EXERCISE OBJECTIVE - Only the number is wanted: how many lines hold the word "components"?

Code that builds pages
--- begin ---

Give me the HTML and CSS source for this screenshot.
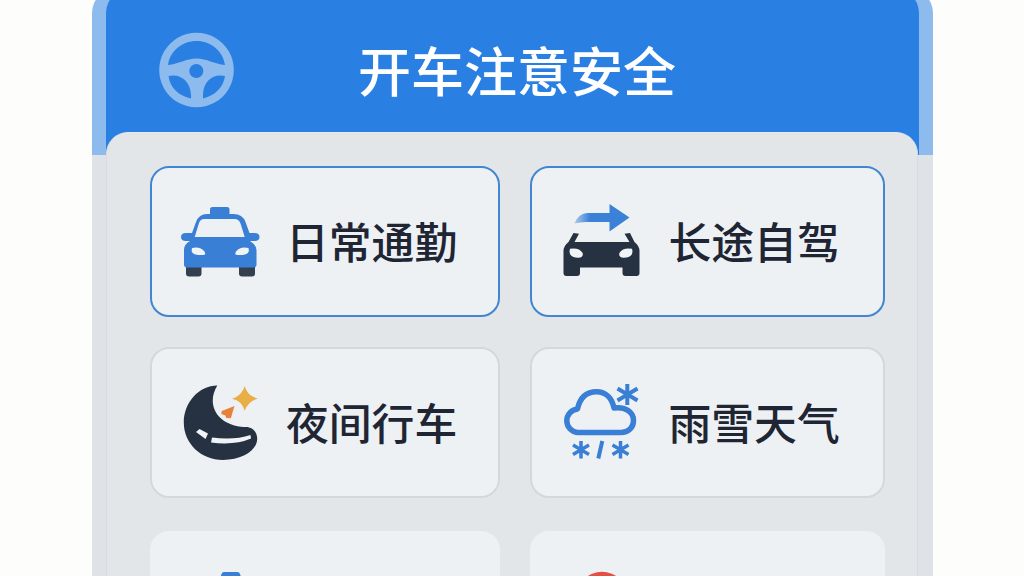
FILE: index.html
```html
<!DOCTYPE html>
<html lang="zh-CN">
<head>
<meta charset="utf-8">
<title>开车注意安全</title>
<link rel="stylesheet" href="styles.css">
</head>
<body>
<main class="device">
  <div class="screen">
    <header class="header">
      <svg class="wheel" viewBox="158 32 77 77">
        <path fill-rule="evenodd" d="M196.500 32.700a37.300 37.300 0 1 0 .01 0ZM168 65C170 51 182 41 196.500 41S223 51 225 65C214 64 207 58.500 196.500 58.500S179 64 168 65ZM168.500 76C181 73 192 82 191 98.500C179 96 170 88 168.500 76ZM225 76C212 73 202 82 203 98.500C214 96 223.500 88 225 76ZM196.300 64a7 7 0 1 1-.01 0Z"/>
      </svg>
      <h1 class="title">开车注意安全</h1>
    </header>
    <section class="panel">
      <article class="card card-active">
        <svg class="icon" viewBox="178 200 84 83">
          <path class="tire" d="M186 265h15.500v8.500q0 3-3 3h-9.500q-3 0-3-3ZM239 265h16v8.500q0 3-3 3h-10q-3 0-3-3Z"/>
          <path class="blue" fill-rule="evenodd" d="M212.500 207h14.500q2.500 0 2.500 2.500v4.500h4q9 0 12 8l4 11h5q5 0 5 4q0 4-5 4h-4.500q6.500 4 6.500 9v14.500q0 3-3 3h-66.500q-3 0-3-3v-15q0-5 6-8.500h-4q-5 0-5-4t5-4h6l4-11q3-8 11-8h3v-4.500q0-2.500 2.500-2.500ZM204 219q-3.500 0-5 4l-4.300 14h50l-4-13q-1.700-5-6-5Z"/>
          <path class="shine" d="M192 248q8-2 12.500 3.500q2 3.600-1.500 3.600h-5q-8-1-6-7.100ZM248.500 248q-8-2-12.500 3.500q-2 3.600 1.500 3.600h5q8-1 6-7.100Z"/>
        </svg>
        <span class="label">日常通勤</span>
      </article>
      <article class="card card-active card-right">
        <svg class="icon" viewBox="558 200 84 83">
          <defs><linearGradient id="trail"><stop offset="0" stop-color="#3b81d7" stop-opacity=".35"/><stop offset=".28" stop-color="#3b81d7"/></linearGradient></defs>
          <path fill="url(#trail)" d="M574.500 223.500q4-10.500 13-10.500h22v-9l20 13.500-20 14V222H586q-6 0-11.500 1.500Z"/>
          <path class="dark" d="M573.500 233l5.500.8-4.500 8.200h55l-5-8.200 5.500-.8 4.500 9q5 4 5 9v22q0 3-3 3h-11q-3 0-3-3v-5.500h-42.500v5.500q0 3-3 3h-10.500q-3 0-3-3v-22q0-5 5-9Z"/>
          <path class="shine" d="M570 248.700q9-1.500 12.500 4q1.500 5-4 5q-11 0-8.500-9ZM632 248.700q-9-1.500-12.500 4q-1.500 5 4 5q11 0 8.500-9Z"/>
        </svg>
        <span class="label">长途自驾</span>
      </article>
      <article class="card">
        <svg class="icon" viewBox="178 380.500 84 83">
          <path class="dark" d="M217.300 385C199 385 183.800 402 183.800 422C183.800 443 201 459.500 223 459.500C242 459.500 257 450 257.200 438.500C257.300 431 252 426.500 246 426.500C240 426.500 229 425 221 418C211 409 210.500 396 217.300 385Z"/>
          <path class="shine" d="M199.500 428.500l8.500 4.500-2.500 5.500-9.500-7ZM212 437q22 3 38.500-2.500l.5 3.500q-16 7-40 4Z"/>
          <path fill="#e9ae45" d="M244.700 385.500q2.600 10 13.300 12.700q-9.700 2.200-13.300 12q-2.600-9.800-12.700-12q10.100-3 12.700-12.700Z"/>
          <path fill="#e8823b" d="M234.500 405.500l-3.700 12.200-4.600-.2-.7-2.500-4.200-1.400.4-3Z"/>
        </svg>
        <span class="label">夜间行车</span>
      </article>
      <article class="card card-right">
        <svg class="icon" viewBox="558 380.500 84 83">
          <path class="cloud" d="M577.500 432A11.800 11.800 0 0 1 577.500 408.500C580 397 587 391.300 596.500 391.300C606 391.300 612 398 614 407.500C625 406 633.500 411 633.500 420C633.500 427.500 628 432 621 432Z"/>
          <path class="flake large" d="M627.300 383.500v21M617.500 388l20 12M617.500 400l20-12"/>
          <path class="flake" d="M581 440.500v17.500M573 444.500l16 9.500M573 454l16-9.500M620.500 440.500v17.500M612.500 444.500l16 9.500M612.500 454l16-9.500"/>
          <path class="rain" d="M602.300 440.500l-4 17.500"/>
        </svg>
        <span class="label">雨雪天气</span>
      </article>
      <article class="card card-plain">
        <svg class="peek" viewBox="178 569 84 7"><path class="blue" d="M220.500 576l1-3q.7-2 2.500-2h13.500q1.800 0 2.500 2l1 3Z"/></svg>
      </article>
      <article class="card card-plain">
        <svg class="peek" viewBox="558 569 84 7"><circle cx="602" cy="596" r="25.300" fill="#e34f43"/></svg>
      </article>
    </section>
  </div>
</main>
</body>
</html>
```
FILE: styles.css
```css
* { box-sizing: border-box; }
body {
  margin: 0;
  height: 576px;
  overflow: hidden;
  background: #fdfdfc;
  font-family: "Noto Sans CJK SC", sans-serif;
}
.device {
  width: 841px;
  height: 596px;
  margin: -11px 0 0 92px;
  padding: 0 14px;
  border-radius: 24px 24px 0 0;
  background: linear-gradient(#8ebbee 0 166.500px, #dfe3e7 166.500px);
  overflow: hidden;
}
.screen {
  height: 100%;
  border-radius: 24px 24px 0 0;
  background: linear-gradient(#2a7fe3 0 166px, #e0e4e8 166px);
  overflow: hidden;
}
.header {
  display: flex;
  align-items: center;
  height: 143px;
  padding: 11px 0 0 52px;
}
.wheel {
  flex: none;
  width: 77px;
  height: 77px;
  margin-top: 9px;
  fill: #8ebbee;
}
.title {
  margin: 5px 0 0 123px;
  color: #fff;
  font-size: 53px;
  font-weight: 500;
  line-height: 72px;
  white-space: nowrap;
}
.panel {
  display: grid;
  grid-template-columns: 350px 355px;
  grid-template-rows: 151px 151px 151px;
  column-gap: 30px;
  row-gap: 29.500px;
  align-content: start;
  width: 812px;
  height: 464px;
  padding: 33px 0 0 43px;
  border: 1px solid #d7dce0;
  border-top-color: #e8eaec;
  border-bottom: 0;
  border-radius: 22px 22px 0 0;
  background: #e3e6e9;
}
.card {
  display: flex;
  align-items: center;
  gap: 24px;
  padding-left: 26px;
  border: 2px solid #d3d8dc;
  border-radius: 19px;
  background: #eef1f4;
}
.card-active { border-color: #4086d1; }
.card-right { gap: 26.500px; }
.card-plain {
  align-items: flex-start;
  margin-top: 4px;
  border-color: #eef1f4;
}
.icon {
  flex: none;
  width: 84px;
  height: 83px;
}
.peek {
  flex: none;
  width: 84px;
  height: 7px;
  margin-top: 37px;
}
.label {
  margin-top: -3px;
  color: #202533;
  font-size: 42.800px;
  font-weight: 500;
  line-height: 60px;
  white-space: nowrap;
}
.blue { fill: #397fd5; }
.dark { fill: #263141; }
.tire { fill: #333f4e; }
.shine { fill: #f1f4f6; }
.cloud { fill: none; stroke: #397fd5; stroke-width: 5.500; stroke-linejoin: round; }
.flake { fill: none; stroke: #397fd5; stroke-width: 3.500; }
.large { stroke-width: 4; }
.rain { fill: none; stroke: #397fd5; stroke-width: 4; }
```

--- end ---
--- begin ---

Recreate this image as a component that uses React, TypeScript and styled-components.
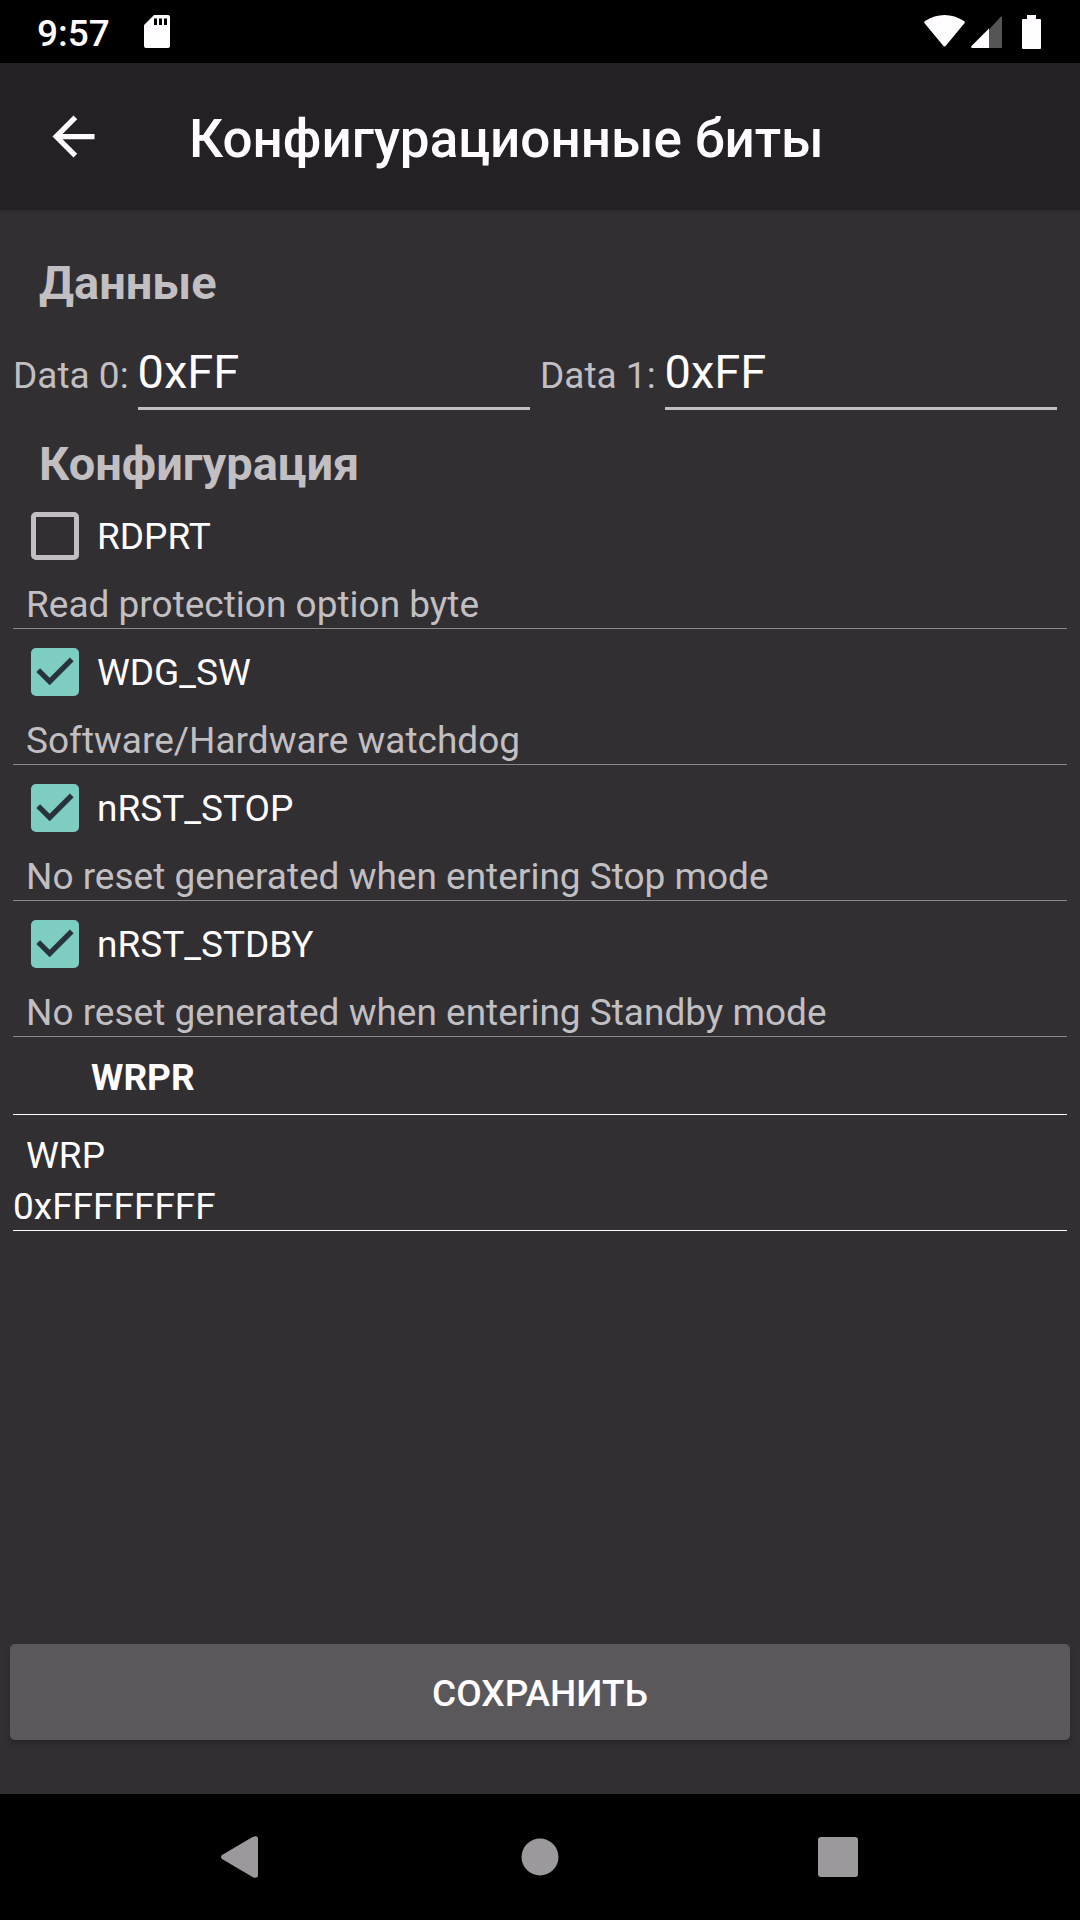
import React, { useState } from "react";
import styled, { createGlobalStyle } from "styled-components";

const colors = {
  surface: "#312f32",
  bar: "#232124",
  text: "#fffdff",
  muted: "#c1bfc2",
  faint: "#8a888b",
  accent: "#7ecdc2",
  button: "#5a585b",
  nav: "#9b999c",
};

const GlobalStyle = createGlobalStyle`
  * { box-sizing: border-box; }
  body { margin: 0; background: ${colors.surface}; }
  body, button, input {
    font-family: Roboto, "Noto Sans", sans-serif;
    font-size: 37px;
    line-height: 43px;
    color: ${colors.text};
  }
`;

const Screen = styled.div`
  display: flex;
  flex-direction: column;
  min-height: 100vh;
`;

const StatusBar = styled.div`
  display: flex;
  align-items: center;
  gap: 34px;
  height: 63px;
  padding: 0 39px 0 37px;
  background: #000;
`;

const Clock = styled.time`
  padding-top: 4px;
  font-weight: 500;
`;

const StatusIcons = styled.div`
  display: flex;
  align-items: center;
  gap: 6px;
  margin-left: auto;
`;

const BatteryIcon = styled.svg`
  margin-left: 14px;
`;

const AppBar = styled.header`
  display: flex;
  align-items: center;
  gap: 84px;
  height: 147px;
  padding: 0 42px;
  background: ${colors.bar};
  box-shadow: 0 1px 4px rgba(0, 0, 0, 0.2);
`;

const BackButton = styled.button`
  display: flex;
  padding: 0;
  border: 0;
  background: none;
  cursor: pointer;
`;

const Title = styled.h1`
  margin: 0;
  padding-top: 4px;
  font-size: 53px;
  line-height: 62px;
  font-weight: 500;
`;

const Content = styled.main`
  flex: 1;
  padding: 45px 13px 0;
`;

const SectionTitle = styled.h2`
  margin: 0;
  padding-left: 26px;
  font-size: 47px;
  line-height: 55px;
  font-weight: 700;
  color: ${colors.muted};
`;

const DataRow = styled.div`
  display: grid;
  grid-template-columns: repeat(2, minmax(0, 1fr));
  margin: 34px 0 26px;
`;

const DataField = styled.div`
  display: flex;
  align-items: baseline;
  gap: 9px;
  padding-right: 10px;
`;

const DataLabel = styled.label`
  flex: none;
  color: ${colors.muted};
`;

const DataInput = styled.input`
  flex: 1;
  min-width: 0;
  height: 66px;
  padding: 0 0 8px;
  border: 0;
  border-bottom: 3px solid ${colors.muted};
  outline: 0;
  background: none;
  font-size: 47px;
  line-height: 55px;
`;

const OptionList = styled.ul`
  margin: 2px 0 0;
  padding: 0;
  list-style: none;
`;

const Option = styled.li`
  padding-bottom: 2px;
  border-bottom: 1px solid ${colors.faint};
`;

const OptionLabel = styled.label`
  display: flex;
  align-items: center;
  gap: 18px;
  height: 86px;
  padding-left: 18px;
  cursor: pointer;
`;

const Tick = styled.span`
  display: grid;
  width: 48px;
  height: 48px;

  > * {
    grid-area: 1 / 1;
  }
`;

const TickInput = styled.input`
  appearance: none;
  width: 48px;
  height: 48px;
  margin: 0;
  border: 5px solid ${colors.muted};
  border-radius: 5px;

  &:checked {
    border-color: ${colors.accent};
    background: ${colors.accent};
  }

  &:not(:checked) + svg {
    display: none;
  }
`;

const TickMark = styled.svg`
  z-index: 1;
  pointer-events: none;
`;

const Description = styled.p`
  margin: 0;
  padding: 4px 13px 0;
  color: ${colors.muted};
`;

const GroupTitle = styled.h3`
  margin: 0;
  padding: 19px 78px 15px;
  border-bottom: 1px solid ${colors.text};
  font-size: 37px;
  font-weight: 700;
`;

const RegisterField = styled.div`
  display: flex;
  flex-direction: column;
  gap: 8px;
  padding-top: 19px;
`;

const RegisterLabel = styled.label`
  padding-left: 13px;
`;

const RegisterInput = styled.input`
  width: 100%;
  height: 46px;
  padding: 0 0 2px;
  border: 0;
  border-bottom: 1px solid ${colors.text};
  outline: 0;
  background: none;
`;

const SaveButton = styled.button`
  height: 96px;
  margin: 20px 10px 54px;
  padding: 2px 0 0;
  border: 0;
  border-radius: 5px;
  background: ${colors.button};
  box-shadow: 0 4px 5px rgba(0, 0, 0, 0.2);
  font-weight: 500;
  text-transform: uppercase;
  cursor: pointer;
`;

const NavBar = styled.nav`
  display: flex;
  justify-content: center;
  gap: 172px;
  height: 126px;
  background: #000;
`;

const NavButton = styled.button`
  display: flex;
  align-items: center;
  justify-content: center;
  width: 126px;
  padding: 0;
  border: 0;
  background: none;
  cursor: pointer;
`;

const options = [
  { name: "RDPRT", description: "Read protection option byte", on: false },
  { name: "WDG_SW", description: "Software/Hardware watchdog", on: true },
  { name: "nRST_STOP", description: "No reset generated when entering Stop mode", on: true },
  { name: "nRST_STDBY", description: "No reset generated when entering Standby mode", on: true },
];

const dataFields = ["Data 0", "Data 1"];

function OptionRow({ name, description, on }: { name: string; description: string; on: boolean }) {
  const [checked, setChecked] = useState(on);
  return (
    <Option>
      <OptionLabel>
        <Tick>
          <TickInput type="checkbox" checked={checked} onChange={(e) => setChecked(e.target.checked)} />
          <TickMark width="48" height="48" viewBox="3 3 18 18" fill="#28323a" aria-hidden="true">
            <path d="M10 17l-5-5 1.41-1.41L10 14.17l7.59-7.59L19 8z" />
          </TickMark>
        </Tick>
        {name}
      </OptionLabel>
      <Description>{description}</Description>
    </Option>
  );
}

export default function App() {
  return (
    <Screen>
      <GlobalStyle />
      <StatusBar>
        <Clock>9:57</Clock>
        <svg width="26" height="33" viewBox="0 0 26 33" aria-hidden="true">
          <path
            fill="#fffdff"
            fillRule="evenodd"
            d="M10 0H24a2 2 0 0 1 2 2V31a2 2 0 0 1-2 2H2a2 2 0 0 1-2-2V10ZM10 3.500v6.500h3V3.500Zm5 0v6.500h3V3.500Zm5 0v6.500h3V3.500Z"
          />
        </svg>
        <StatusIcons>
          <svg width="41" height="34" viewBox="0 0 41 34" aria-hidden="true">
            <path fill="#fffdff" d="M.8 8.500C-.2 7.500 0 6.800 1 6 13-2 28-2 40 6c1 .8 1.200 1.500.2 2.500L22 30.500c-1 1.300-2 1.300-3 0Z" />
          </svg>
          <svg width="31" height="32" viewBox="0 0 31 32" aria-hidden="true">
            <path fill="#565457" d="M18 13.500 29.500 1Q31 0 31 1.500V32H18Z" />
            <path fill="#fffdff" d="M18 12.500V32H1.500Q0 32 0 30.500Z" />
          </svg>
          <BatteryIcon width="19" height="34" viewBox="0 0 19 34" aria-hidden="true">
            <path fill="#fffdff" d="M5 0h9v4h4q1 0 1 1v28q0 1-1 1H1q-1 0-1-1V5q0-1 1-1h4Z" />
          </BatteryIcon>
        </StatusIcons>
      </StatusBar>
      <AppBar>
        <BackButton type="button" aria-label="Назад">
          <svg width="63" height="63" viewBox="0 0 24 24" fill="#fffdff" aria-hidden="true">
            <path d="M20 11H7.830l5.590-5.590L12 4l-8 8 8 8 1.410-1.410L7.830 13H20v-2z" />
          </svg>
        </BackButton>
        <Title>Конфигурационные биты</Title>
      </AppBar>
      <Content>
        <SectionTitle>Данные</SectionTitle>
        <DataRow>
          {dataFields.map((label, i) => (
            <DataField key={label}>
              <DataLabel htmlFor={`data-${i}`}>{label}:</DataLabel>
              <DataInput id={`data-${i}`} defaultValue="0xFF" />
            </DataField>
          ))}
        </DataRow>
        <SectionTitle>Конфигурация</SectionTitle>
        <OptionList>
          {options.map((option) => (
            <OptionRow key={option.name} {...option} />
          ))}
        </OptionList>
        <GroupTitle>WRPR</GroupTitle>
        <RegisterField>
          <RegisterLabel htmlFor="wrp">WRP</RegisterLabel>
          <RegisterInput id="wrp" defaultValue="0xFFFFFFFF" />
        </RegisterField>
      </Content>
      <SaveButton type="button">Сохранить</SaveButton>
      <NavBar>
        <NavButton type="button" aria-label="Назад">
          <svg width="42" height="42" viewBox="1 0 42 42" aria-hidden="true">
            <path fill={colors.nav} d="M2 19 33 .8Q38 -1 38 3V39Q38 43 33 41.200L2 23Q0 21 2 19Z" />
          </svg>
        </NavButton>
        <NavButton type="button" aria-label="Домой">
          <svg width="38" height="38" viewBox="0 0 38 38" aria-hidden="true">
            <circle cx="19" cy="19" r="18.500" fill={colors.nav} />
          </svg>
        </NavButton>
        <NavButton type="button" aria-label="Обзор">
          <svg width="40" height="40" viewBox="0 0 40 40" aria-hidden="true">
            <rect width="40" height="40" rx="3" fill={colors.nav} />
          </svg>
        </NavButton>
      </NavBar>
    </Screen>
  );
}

--- end ---

WRITTEN REPLY - 2